[Recorded data]
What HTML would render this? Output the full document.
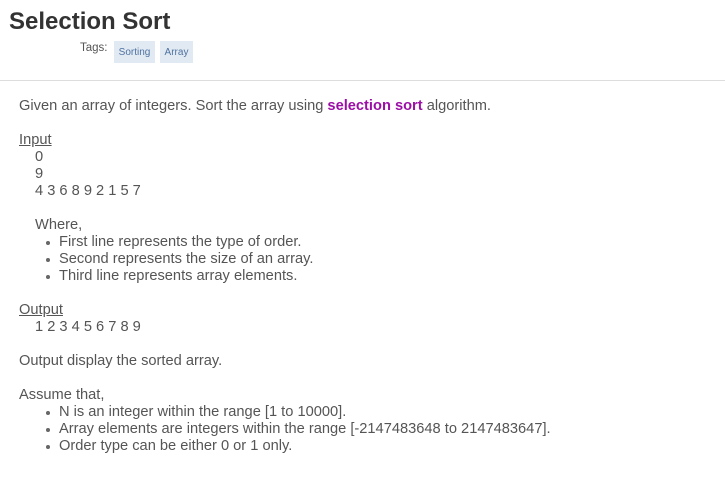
<!DOCTYPE html>
<html><head><meta charset="utf-8"><style>
body{margin:0;width:725px;height:477px;background:#fff;font-family:"Liberation Sans",sans-serif;color:#555;position:relative;overflow:hidden}
h1{position:absolute;left:9px;top:7px;margin:0;font-size:24px;font-weight:bold;color:#333;line-height:30px}
.tags{position:absolute;left:80px;top:42px;font-size:11.5px;color:#555}
.tag{position:absolute;top:41px;height:22px;line-height:23px;background:#e1eaf3;color:#4f72a0;font-size:10px;text-align:center}
hr{position:absolute;left:0;top:80px;width:725px;margin:0;border:0;border-top:1px solid #ddd}
.c{position:absolute;left:19px;top:97.5px;font-size:14.65px;line-height:17px}
.i{padding-left:16px}
.b{padding-left:40px;position:relative}
.b:before{content:"";position:absolute;left:27px;top:7px;width:4px;height:4px;border-radius:50%;background:#666}
u{text-decoration:underline}
.p{color:#9c0fa6;font-weight:bold}
</style></head><body>
<h1>Selection Sort</h1>
<div class="tags">Tags:</div>
<div class="tag" style="left:114px;width:41px">Sorting</div>
<div class="tag" style="left:160px;width:33px">Array</div>
<hr>
<div class="c">
<div>Given an array of integers. Sort the array using <span class="p">selection sort</span> algorithm.</div>
<div>&nbsp;</div>
<div><u>Input</u></div>
<div class="i">0</div>
<div class="i">9</div>
<div class="i">4 3 6 8 9 2 1 5 7</div>
<div>&nbsp;</div>
<div class="i">Where,</div>
<div class="b">First line represents the type of order.</div>
<div class="b">Second represents the size of an array.</div>
<div class="b">Third line represents array elements.</div>
<div>&nbsp;</div>
<div><u>Output</u></div>
<div class="i">1 2 3 4 5 6 7 8 9</div>
<div>&nbsp;</div>
<div>Output display the sorted array.</div>
<div>&nbsp;</div>
<div>Assume that,</div>
<div class="b">N is an integer within the range [1 to 10000].</div>
<div class="b">Array elements are integers within the range [-2147483648 to 2147483647].</div>
<div class="b">Order type can be either 0 or 1 only.</div>
</div>
</body></html>
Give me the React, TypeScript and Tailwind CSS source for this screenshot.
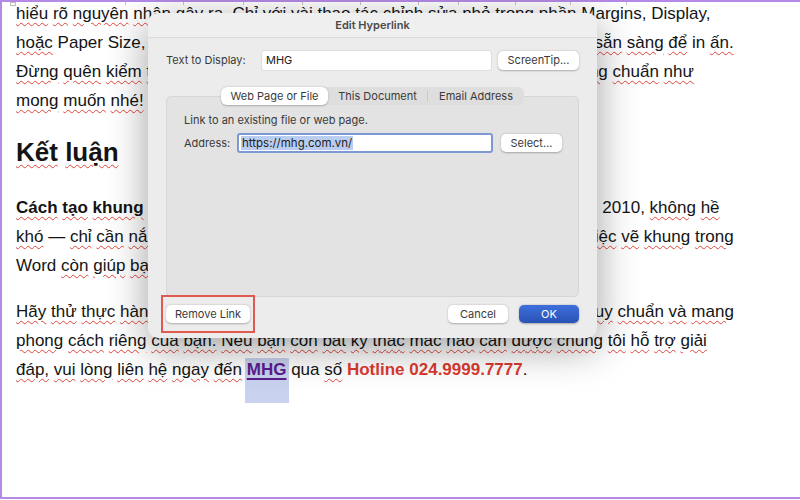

— Stated task —
The material above holds pictures; copy everything else in it exactly.

— Full output —
What HTML would render this? Output the full document.
<!DOCTYPE html>
<html><head><meta charset="utf-8"><style>
body{margin:0;width:725px;height:477px;background:#fff;font-family:"Liberation Sans",sans-serif;color:#555;position:relative;overflow:hidden}
h1{position:absolute;left:9px;top:7px;margin:0;font-size:24px;font-weight:bold;color:#333;line-height:30px}
.tags{position:absolute;left:80px;top:42px;font-size:11.5px;color:#555}
.tag{position:absolute;top:41px;height:22px;line-height:23px;background:#e1eaf3;color:#4f72a0;font-size:10px;text-align:center}
hr{position:absolute;left:0;top:80px;width:725px;margin:0;border:0;border-top:1px solid #ddd}
.c{position:absolute;left:19px;top:97.5px;font-size:14.65px;line-height:17px}
.i{padding-left:16px}
.b{padding-left:40px;position:relative}
.b:before{content:"";position:absolute;left:27px;top:7px;width:4px;height:4px;border-radius:50%;background:#666}
u{text-decoration:underline}
.p{color:#9c0fa6;font-weight:bold}
</style></head><body>
<h1>Selection Sort</h1>
<div class="tags">Tags:</div>
<div class="tag" style="left:114px;width:41px">Sorting</div>
<div class="tag" style="left:160px;width:33px">Array</div>
<hr>
<div class="c">
<div>Given an array of integers. Sort the array using <span class="p">selection sort</span> algorithm.</div>
<div>&nbsp;</div>
<div><u>Input</u></div>
<div class="i">0</div>
<div class="i">9</div>
<div class="i">4 3 6 8 9 2 1 5 7</div>
<div>&nbsp;</div>
<div class="i">Where,</div>
<div class="b">First line represents the type of order.</div>
<div class="b">Second represents the size of an array.</div>
<div class="b">Third line represents array elements.</div>
<div>&nbsp;</div>
<div><u>Output</u></div>
<div class="i">1 2 3 4 5 6 7 8 9</div>
<div>&nbsp;</div>
<div>Output display the sorted array.</div>
<div>&nbsp;</div>
<div>Assume that,</div>
<div class="b">N is an integer within the range [1 to 10000].</div>
<div class="b">Array elements are integers within the range [-2147483648 to 2147483647].</div>
<div class="b">Order type can be either 0 or 1 only.</div>
</div>
</body></html>
Give me the React, TypeScript and Tailwind CSS source for this screenshot.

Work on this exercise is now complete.